Au cours de ces cinq années, j'ai encore souhaité renforcer le travail commun avec le monde agricole car, au titre de la mission d'irrigation confiée à la Compagnie, nous avions réalisé toutes les prises d'eau et prévu les conditions dans lesquelles l'agriculture peut prélever de l'eau dans le fleuve. À l'époque où nous avons réalisé ces travaux, nous avions permis l'irrigation de plus de 120 000 hectares le long du Rhône. Mais les enjeux d'aujourd'hui, singulièrement le réchauffement climatique, nécessitent que nous renforcions ces partenariats, c'est pourquoi nous avons passé des accords avec les chambres d'agriculture le long de la vallée du Rhône, et avec l'Institut supérieur d'agriculture Rhône-Alpes (ISARA), l'Institut national de recherche en sciences et technologies pour l'environnement et l'agriculture (IRSTEA), etc.
Dans ce domaine particulier, nous avons travaillé sur quatre thèmes importants : l'eau, et tout ce qui a trait à l'irrigation ; l'énergie, et tout ce qui regarde le coût de l'électricité pour le prélèvement de l'eau, comme l'agrivoltaïsme ; les sols et la biodiversité, donc la façon de cultiver différemment en recourant aux couverts végétaux, aux céréales pérennes, l'aquaponie, et les pollinisateurs ; la vulnérabilité agricole, car le Rhône a toujours apporté de la richesse en sortant de son lit, mais peut aussi être dangereux pour les agriculteurs.
Ces cinq années m'ont aussi permis d'aller souvent faire valoir auprès de l'Union européenne ce modèle particulier que je viens d'exposer, ce qui est d'ailleurs déterminant pour l'avenir de l'entreprise dans le cadre des réflexions portant sur la prolongation de son contrat de concession.
Enfin, si vous acceptez de renouveler mon mandat, je souhaite proposer au conseil de surveillance de la CNR de revisiter son plan stratégique, et de programmer un plan stratégique complémentaire au cours de mon second mandat.

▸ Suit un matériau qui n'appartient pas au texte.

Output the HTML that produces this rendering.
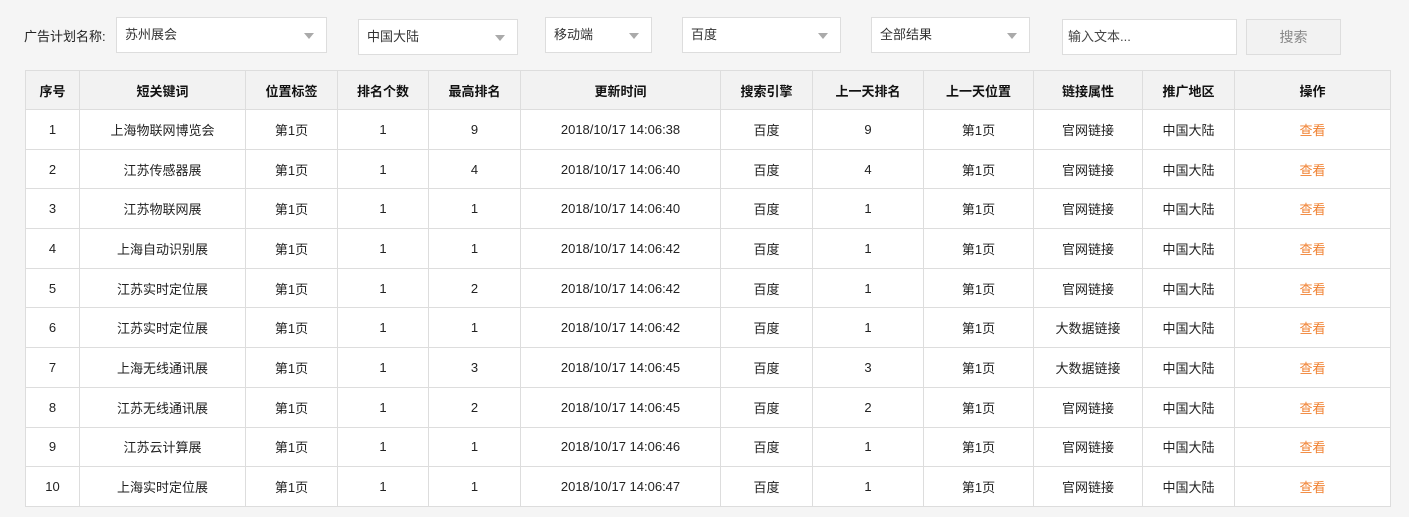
<!DOCTYPE html>
<html><head><meta charset="utf-8"><style>
*{margin:0;padding:0;box-sizing:border-box}
body{width:1409px;height:517px;background:#f5f5f5;font-family:"Liberation Sans","Noto Sans CJK SC",sans-serif;font-size:13px;color:#222;position:relative;overflow:hidden}
.lbl{position:absolute;left:24px;top:28px;font-size:13px;line-height:18px}
.sel{position:absolute;background:#fff;border:1px solid #ddd;height:36px;line-height:34px;padding-left:8px;color:#333}
.sel:after{content:"";position:absolute;right:12px;top:15px;border-left:5px solid transparent;border-right:5px solid transparent;border-top:6px solid #aaa}
.inp{position:absolute;left:1062px;top:19px;width:175px;height:36px;background:#fff;border:1px solid #ddd;line-height:34px;padding-left:5px;color:#444}
.btn{position:absolute;left:1246px;top:19px;width:95px;height:36px;background:#f2f2f2;border:1px solid #ddd;line-height:34px;text-align:center;color:#888;font-size:14px}
table{position:absolute;left:25px;top:70px;border-collapse:collapse;background:#fff}
td,th{border:1px solid #ddd;text-align:center;height:39.7px;padding:0;font-size:13px}
th{background:#f2f2f2;font-weight:bold;color:#111;height:39px}
.o{color:#f08030}
</style></head><body>
<div class="lbl">广告计划名称:</div>
<div class="sel" style="left:116px;top:17px;width:211px">苏州展会</div>
<div class="sel" style="left:358px;top:19px;width:160px">中国大陆</div>
<div class="sel" style="left:545px;top:17px;width:107px">移动端</div>
<div class="sel" style="left:682px;top:17px;width:159px">百度</div>
<div class="sel" style="left:871px;top:17px;width:159px">全部结果</div>
<div class="inp">输入文本...</div>
<div class="btn">搜索</div>
<table>
<colgroup><col style="width:54px"><col style="width:166px"><col style="width:92px"><col style="width:91px"><col style="width:92px"><col style="width:200px"><col style="width:92px"><col style="width:111px"><col style="width:110px"><col style="width:109px"><col style="width:92px"><col style="width:156px"></colgroup>
<tr><th>序号</th><th>短关键词</th><th>位置标签</th><th>排名个数</th><th>最高排名</th><th>更新时间</th><th>搜索引擎</th><th>上一天排名</th><th>上一天位置</th><th>链接属性</th><th>推广地区</th><th>操作</th></tr>
<tr><td>1</td><td>上海物联网博览会</td><td>第1页</td><td>1</td><td>9</td><td>2018/10/17 14:06:38</td><td>百度</td><td>9</td><td>第1页</td><td>官网链接</td><td>中国大陆</td><td class="o">查看</td></tr>
<tr><td>2</td><td>江苏传感器展</td><td>第1页</td><td>1</td><td>4</td><td>2018/10/17 14:06:40</td><td>百度</td><td>4</td><td>第1页</td><td>官网链接</td><td>中国大陆</td><td class="o">查看</td></tr>
<tr><td>3</td><td>江苏物联网展</td><td>第1页</td><td>1</td><td>1</td><td>2018/10/17 14:06:40</td><td>百度</td><td>1</td><td>第1页</td><td>官网链接</td><td>中国大陆</td><td class="o">查看</td></tr>
<tr><td>4</td><td>上海自动识别展</td><td>第1页</td><td>1</td><td>1</td><td>2018/10/17 14:06:42</td><td>百度</td><td>1</td><td>第1页</td><td>官网链接</td><td>中国大陆</td><td class="o">查看</td></tr>
<tr><td>5</td><td>江苏实时定位展</td><td>第1页</td><td>1</td><td>2</td><td>2018/10/17 14:06:42</td><td>百度</td><td>1</td><td>第1页</td><td>官网链接</td><td>中国大陆</td><td class="o">查看</td></tr>
<tr><td>6</td><td>江苏实时定位展</td><td>第1页</td><td>1</td><td>1</td><td>2018/10/17 14:06:42</td><td>百度</td><td>1</td><td>第1页</td><td>大数据链接</td><td>中国大陆</td><td class="o">查看</td></tr>
<tr><td>7</td><td>上海无线通讯展</td><td>第1页</td><td>1</td><td>3</td><td>2018/10/17 14:06:45</td><td>百度</td><td>3</td><td>第1页</td><td>大数据链接</td><td>中国大陆</td><td class="o">查看</td></tr>
<tr><td>8</td><td>江苏无线通讯展</td><td>第1页</td><td>1</td><td>2</td><td>2018/10/17 14:06:45</td><td>百度</td><td>2</td><td>第1页</td><td>官网链接</td><td>中国大陆</td><td class="o">查看</td></tr>
<tr><td>9</td><td>江苏云计算展</td><td>第1页</td><td>1</td><td>1</td><td>2018/10/17 14:06:46</td><td>百度</td><td>1</td><td>第1页</td><td>官网链接</td><td>中国大陆</td><td class="o">查看</td></tr>
<tr><td>10</td><td>上海实时定位展</td><td>第1页</td><td>1</td><td>1</td><td>2018/10/17 14:06:47</td><td>百度</td><td>1</td><td>第1页</td><td>官网链接</td><td>中国大陆</td><td class="o">查看</td></tr>
</table>
</body></html>
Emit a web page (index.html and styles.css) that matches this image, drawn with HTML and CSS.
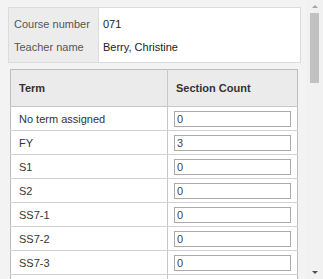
FILE: index.html
```html
<!DOCTYPE html>
<html lang="en">
<head>
    <meta charset="UTF-8">
    <title>Course sections</title>
    <link rel="stylesheet" href="styles.css">
</head>
<body>
    <div class="frame">
        <div class="page">
            <table class="info">
                <tr>
                    <th>Course number</th>
                    <td>071</td>
                </tr>
                <tr>
                    <th>Teacher name</th>
                    <td>Berry, Christine</td>
                </tr>
            </table>

            <table class="grid">
                <thead>
                    <tr>
                        <th class="term-col">Term</th>
                        <th>Section Count</th>
                    </tr>
                </thead>
                <tbody>
                    <tr><td>No term assigned</td><td><input type="text" value="0"></td></tr>
                    <tr><td>FY</td><td><input type="text" value="3"></td></tr>
                    <tr><td>S1</td><td><input type="text" value="0"></td></tr>
                    <tr><td>S2</td><td><input type="text" value="0"></td></tr>
                    <tr><td>SS7-1</td><td><input type="text" value="0"></td></tr>
                    <tr><td>SS7-2</td><td><input type="text" value="0"></td></tr>
                    <tr><td>SS7-3</td><td><input type="text" value="0"></td></tr>
                    <tr><td>SS7-4</td><td><input type="text" value="0"></td></tr>
                </tbody>
            </table>
        </div>
        <div class="scrollbar">
            <span class="arrow up"></span>
            <div class="track">
                <div class="thumb"></div>
            </div>
            <span class="arrow down"></span>
        </div>
    </div>
</body>
</html>
```

FILE: styles.css
```css
html, body {
    margin: 0;
    height: 100%;
}
body {
    background: #f3f3f3;
    font-family: "Liberation Sans", Arial, sans-serif;
    font-size: 11px;
    color: #333;
    overflow: hidden;
}
.frame {
    display: flex;
    height: 100vh;
}
.page {
    flex: 1;
    overflow: hidden;
    padding: 7px 0 0 8px;
}
table {
    border-collapse: collapse;
}
.info {
    width: 293px;
    background: #fff;
    border: 1px solid #dcdcdc;
}
.info th {
    width: 84px;
    background: #ececec;
    border-right: 1px solid #dcdcdc;
    color: #555;
    font-weight: normal;
    text-align: left;
    padding: 0 0 0 5px;
    height: 23px;
}
.info tr:first-child th,
.info tr:first-child td {
    padding-top: 4px;
}
.info tr:last-child th,
.info tr:last-child td {
    padding-bottom: 4px;
}
.info td {
    padding: 0 0 0 4px;
    color: #222;
}
.grid {
    width: 288px;
    margin: 6px 0 0 2px;
    background: #fff;
    border: 1px solid #bdbdbd;
}
.grid th {
    background: #ebebeb;
    text-align: left;
    font-weight: bold;
    color: #333;
    height: 36px;
    padding: 0 0 0 8px;
    border-bottom: 1px solid #c8c8c8;
}
.grid .term-col {
    width: 148px;
    border-right: 1px solid #c8c8c8;
}
.grid td {
    height: 23px;
    padding: 0 0 0 8px;
    border-bottom: 1px solid #d2d2d2;
}
.grid td:first-child {
    border-right: 1px solid #c8c8c8;
}
.grid td:last-child {
    padding-left: 6px;
}
.grid input {
    box-sizing: border-box;
    width: 117px;
    height: 16px;
    border: 1px solid #aaa;
    padding: 0 2px;
    font-family: "Liberation Sans", Arial, sans-serif;
    font-size: 11px;
    color: #444;
    vertical-align: middle;
}
.scrollbar {
    width: 17px;
    display: flex;
    flex-direction: column;
    align-items: center;
    background: #f1f1f1;
}
.track {
    flex: 1;
    width: 100%;
    padding: 0 4px;
    box-sizing: border-box;
}
.thumb {
    height: 70px;
    background: #c1c1c1;
}
.arrow {
    width: 0;
    height: 0;
    margin: 5px 0;
    border-left: 3px solid transparent;
    border-right: 3px solid transparent;
}
.arrow.up {
    border-bottom: 3px solid #a3a3a3;
}
.arrow.down {
    border-top: 3px solid #505050;
}
```
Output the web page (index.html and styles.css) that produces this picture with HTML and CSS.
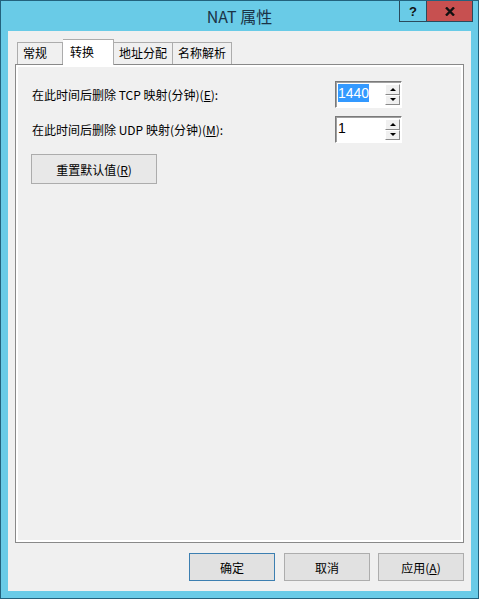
FILE: index.html
```html
<!DOCTYPE html>
<html lang="zh-CN">
<head>
    <meta charset="UTF-8">
    <title>NAT 属性</title>
    <link rel="stylesheet" href="styles.css">
</head>
<body>
<div class="window">
    <div class="titlebar">
        <span></span>
        <div class="title">NAT 属性</div>
        <div class="controls">
            <span class="ctl ctl-help">?</span>
            <span class="ctl ctl-close">
                <svg width="10" height="9" viewBox="0 0 10 9"><path d="M1 0.5 L9 8.5 M9 0.5 L1 8.5" stroke="#111" stroke-width="2.4"/></svg>
            </span>
        </div>
    </div>
    <div class="client">
        <!-- 选项卡 -->
        <div class="tabs">
            <span class="tab tab-first">常规</span>
            <span class="tab tab-on">转换</span>
            <span class="tab">地址分配</span>
            <span class="tab">名称解析</span>
        </div>
        <div class="panel">
            <div class="row">
                <span class="label">在此时间后删除 TCP 映射(分钟)(<u>E</u>):</span>
                <div class="spin">
                    <div class="spin-val"><span class="sel">1440</span></div>
                    <div class="spin-btns">
                        <span class="arr"><i class="up"></i></span>
                        <span class="arr"><i class="down"></i></span>
                    </div>
                </div>
            </div>
            <div class="row">
                <span class="label">在此时间后删除 UDP 映射(分钟)(<u>M</u>):</span>
                <div class="spin">
                    <div class="spin-val">1</div>
                    <div class="spin-btns">
                        <span class="arr"><i class="up"></i></span>
                        <span class="arr"><i class="down"></i></span>
                    </div>
                </div>
            </div>
            <button class="btn btn-reset">重置默认值(<u>R</u>)</button>
        </div>
        <div class="actions">
            <button class="btn btn-default">确定</button>
            <button class="btn">取消</button>
            <button class="btn">应用(<u>A</u>)</button>
        </div>
    </div>
</div>
</body>
</html>
```

FILE: styles.css
```css
html, body {
    margin: 0;
    padding: 0;
}
body {
    font-family: "Noto Sans CJK SC", "Liberation Sans", sans-serif;
    font-size: 12px;
    color: #000;
}
.window {
    width: 479px;
    height: 599px;
    box-sizing: border-box;
    border: 1px solid #23627d;
    background: #69cbe7;
    display: flex;
    flex-direction: column;
}
.titlebar {
    height: 30px;
    display: grid;
    grid-template-columns: 1fr auto 1fr;
    align-items: start;
}
.title {
    font-size: 16px;
    line-height: 30px;
    color: #1b3346;
}
.controls {
    justify-self: end;
    display: flex;
    margin-right: 5px;
}
.ctl {
    height: 20px;
    border: 1px solid #2a4a5c;
    border-top: none;
    display: flex;
    align-items: center;
    justify-content: center;
    box-sizing: content-box;
}
.ctl-help {
    width: 26px;
    border-right: none;
    font-family: "Liberation Sans", sans-serif;
    font-weight: bold;
    font-size: 13px;
    color: #111;
}
.ctl-close {
    width: 45px;
    background: #c75050;
}
.client {
    flex: 1;
    margin: 0 7px 7px 7px;
    background: #f0f0f0;
    display: flex;
    flex-direction: column;
}
.tabs {
    display: flex;
    align-items: flex-end;
    margin: 9px 0 0 9px;
    height: 24px;
}
.tab {
    height: 21px;
    line-height: 20px;
    padding: 0 5px;
    border: 1px solid #acacac;
    border-bottom: none;
    border-left: none;
    background: #f0f0f0;
    white-space: nowrap;
}
.tab-first {
    border-left: 1px solid #acacac;
    padding: 0 15px 0 5px;
}
.tab-on {
    height: 25px;
    line-height: 24px;
    margin-bottom: -1px;
    padding: 0 19px 0 7px;
    background: #fff;
    position: relative;
    z-index: 1;
}
.panel {
    flex: 1;
    margin: 0 7px;
    border: 1px solid #898989;
    box-shadow: inset 0 0 0 2px #fff;
    padding: 16px;
}
.row {
    width: 370px;
    height: 27px;
    display: flex;
    justify-content: space-between;
    align-items: center;
    margin-bottom: 8px;
}
.spin {
    width: 67px;
    height: 27px;
    box-sizing: border-box;
    border: 1px solid;
    border-color: #7a7a7a #fff #fff #7a7a7a;
    box-shadow: inset 1px 1px 0 #a0a0a0;
    background: #fff;
    display: flex;
}
.spin-val {
    flex: 1;
    padding: 2px 0 0 2px;
    font-family: "Liberation Sans", sans-serif;
    font-size: 14px;
    line-height: 18px;
}
.sel {
    background: #3399ff;
    color: #fff;
    display: inline-block;
}
.spin-btns {
    width: 15px;
    margin: 2px 1px 2px 0;
    display: flex;
    flex-direction: column;
}
.arr {
    flex: 1;
    background: #f0f0f0;
    border: 1px solid;
    border-color: #fff #8a8a8a #8a8a8a #fff;
    display: flex;
    align-items: center;
    justify-content: center;
}
.arr i {
    width: 0;
    height: 0;
    border-left: 3px solid transparent;
    border-right: 3px solid transparent;
}
.arr .up {
    border-bottom: 3px solid #000;
}
.arr .down {
    border-top: 3px solid #000;
}
.btn {
    font-family: "Noto Sans CJK SC", "Liberation Sans", sans-serif;
    font-size: 12px;
    color: #000;
    background: #e1e1e1;
    border: 1px solid #adadad;
    padding: 0;
}
.btn-reset {
    width: 126px;
    height: 30px;
    margin: 3px 0 0 -1px;
    background: #e8e8e8;
    border-color: #acacac;
}
.actions {
    display: flex;
    justify-content: flex-end;
    gap: 8px;
    margin: 10px 7px 10px 0;
}
.actions .btn {
    width: 86px;
    height: 28px;
}
.btn-default {
    border: 1px solid #3c7fb1;
    margin-right: 1px;
}
```
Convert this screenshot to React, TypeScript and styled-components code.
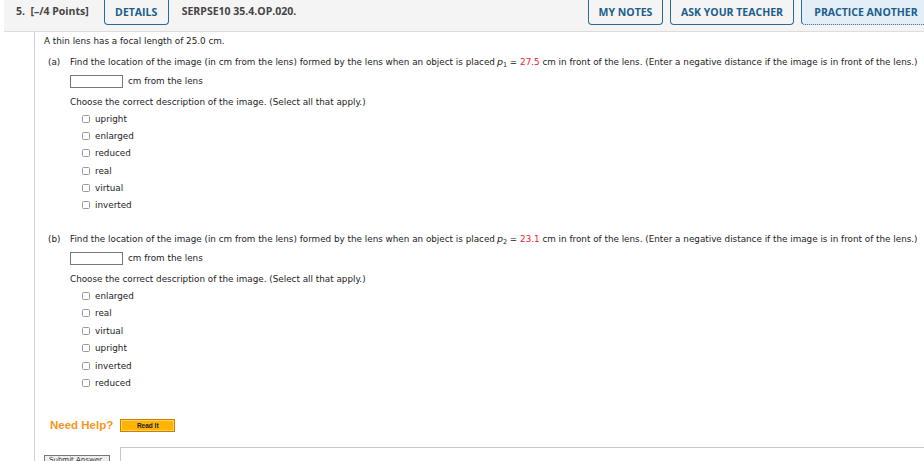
import styled, { createGlobalStyle } from 'styled-components'

const GlobalStyle = createGlobalStyle`
  body {
    margin: 0;
    background: #fff;
    overflow: hidden;
  }
`

const Page = styled.div`
  width: 924px;
  overflow: hidden;
  font-family: 'DejaVu Sans', Verdana, sans-serif;
  color: #222;
`

const Header = styled.header`
  display: flex;
  align-items: flex-start;
  margin-left: 4px;
  height: 31px;
  background: #f4f4f4;
  border-bottom: 1px solid #dcdcdc;
  font-family: 'Open Sans', sans-serif;
  font-weight: 700;
  font-size: 10.5px;
`

const HeaderLabel = styled.span<{ $gap: number }>`
  color: #444;
  line-height: 23px;
  margin-left: ${(p) => p.$gap}px;
  white-space: nowrap;
`

const TabButton = styled.span<{ $gap: number; $width: number; $active?: boolean }>`
  box-sizing: border-box;
  flex: none;
  width: ${(p) => p.$width}px;
  height: 25px;
  margin-left: ${(p) => p.$gap}px;
  display: flex;
  align-items: center;
  justify-content: center;
  color: #1b5d8c;
  background: ${(p) => (p.$active ? '#e4eef6' : 'transparent')};
  border: 1px solid #2b6a97;
  border-top: none;
  border-radius: 0 0 4px 4px;
  border-bottom-style: ${(p) => (p.$active ? 'dotted' : 'solid')};
  white-space: nowrap;
  &:last-child {
    margin-right: -7px;
  }
`

const Spacer = styled.div`
  flex: 1;
`

const Body = styled.main`
  margin-left: 34px;
  border-left: 1px solid #cfcfcf;
  padding: 3px 0 0 9px;
  font-size: 8.8px;
  min-height: 440px;
`

const Line = styled.div<{ $indent?: number; $top?: number }>`
  display: flex;
  align-items: center;
  margin-left: ${(p) => p.$indent ?? 0}px;
  margin-top: ${(p) => p.$top ?? 0}px;
  height: 12px;
  white-space: nowrap;
`

const PartTag = styled.span`
  width: 26px;
  padding-left: 4px;
  box-sizing: border-box;
  flex: none;
`

const Variable = styled.span`
  font-style: italic;
  font-size: 9.5px;
  margin-left: 2px;
  sub {
    font-style: normal;
    font-size: 6.5px;
    vertical-align: -2px;
  }
`

const Value = styled.span`
  color: #e8262a;
`

const AnswerBox = styled.span`
  display: inline-block;
  box-sizing: border-box;
  width: 53px;
  height: 13px;
  border: 1px solid #777;
  margin-right: 5px;
`

const OptionList = styled.div`
  display: flex;
  flex-direction: column;
  gap: 5.4px;
  margin: 4.5px 0 0 38px;
`

const Option = styled.label`
  display: flex;
  align-items: center;
  gap: 5px;
  height: 12px;
`

const Box = styled.span`
  box-sizing: border-box;
  width: 8px;
  height: 8px;
  border: 1px solid #999;
  border-radius: 1.5px;
  background: #fff;
`

const Help = styled.div`
  display: flex;
  align-items: center;
  gap: 7px;
  margin: 30px 0 0 6px;
`

const HelpText = styled.span`
  font-family: 'Liberation Sans', Arial, sans-serif;
  font-weight: 700;
  font-size: 11.5px;
  color: #f7941d;
`

const ReadIt = styled.span`
  box-sizing: border-box;
  width: 55px;
  height: 13px;
  display: flex;
  align-items: center;
  justify-content: center;
  background: #ffb400;
  border: 1px solid #d07e00;
  box-shadow: inset 0 0 0 1px #ffd15c;
  font-family: 'Liberation Sans', Arial, sans-serif;
  font-weight: 700;
  font-size: 6.5px;
  color: #222;
`

const Footer = styled.div`
  display: flex;
  align-items: flex-start;
  gap: 10px;
  margin-top: 15px;
`

const SubmitButton = styled.span`
  box-sizing: border-box;
  width: 66px;
  height: 14px;
  margin-top: 8px;
  background: #eee;
  border: 1px solid #777;
  font-size: 7px;
  color: #333;
  padding-left: 4px;
`

const Workspace = styled.div`
  flex: 1;
  height: 40px;
  border-top: 1px solid #c8c8c8;
  border-left: 1px solid #c8c8c8;
`

function Options({ items }: { items: string[] }) {
  return (
    <OptionList>
      {items.map((item) => (
        <Option key={item}>
          <Box />
          {item}
        </Option>
      ))}
    </OptionList>
  )
}

function Part({ tag, sub, value, top }: { tag: string; sub: string; value: string; top: number }) {
  return (
    <>
      <Line $top={top}>
        <PartTag>({tag})</PartTag>
        Find the location of the image (in cm from the lens) formed by the lens when an object is placed
        <Variable>
          p<sub>{sub}</sub>
        </Variable>
        &nbsp;=&nbsp;<Value>{value}</Value>&nbsp;cm in front of the lens. (Enter a negative distance if the
        image is in front of the lens.)
      </Line>
      <Line $indent={26} $top={7}>
        <AnswerBox />
        cm from the lens
      </Line>
      <Line $indent={26} $top={9}>
        Choose the correct description of the image. (Select all that apply.)
      </Line>
    </>
  )
}

export default function App() {
  return (
    <>
      <GlobalStyle />
      <Page>
        <Header>
          <HeaderLabel $gap={12}>5. &nbsp;[–/4 Points]</HeaderLabel>
          <TabButton $gap={15} $width={65}>DETAILS</TabButton>
          <HeaderLabel $gap={13}>SERPSE10 35.4.OP.020.</HeaderLabel>
          <Spacer />
          <TabButton $gap={0} $width={75}>MY NOTES</TabButton>
          <TabButton $gap={7} $width={124}>ASK YOUR TEACHER</TabButton>
          <TabButton $gap={7} $width={130} $active>PRACTICE ANOTHER</TabButton>
        </Header>
        <Body>
          <Line>A thin lens has a focal length of 25.0 cm.</Line>
          <Part tag="a" sub="1" value="27.5" top={9} />
          <Options items={['upright', 'enlarged', 'reduced', 'real', 'virtual', 'inverted']} />
          <Part tag="b" sub="2" value="23.1" top={22} />
          <Options items={['enlarged', 'real', 'virtual', 'upright', 'inverted', 'reduced']} />
          <Help>
            <HelpText>Need Help?</HelpText>
            <ReadIt>Read It</ReadIt>
          </Help>
          <Footer>
            <SubmitButton>Submit Answer</SubmitButton>
            <Workspace />
          </Footer>
        </Body>
      </Page>
    </>
  )
}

Ce plan s'inscrira dans la continuité du premier, même si certains aspects doivent être infléchis, particulièrement dans le monde très rapide qui est le nôtre aujourd'hui. Je souhaite que ce deuxième mandat soit l'aboutissement de la prolongation du contrat de concession du Rhône. Ce qui nous permettra de tenir les nombreux engagements pris dans le cadre des négociations de cette prolongation. Je souhaite aussi, bien entendu, poursuivre le développement des énergies renouvelables, toujours avec l'eau, le vent et le soleil. Relativement peu dans l'eau toutefois, car le potentiel est faible en France pour les nouveaux ouvrages, on évalue à un tiers de la puissance du Rhône ce qui reste à réaliser dans notre pays. Ce qui n'empêche que nous construisions une installation de moyennes et hautes chutes de la Sarenne au-dessus de l'Alpe-d'Huez, car nous sommes présents lorsqu'il y a des projets hydrauliques.
Par ailleurs, nous sommes recherchés à l'international pour notre ingénierie et notre spécificité dans la navigation et le respect des fleuves, ce qui recouvre tout ce qui regarde la circulation des sédiments, les poissons, etc. À ce titre, nous intervenons dans soixante-neuf pays, et nous espérons encore améliorer l'image de la France dans le monde à travers l'action de la CNR.
Je veux encore poursuivre l'action en faveur de la transition énergétique et de l'innovation que j'ai initiée au sein de la CNR, et continuer à travailler à tout ce qui concerne le stockage, le photovoltaïque, les centrales virtuelles, etc.
Rien de tout cela ne sera possible si nous ne nous préoccupons pas du capital humain. La CNR est bien une entreprise industrielle comptant 1 400 personnes, dont il faut préparer l'évolution pour les former aux compétences requises d'aujourd'hui et dans le futur. Il faut définir les référentiels de compétences nécessaires pour aborder ce nouveau monde.
Je veux enfin accélérer nos partenariats avec le monde agricole, car le changement climatique est une réalité que nous vivons au quotidien, et ne concerne pas que les pays lointains, mais aussi la France. Je veux que ce changement climatique puisse être abordé sereinement avec une gestion des usages du Rhône concertée, en particulier avec le monde agricole.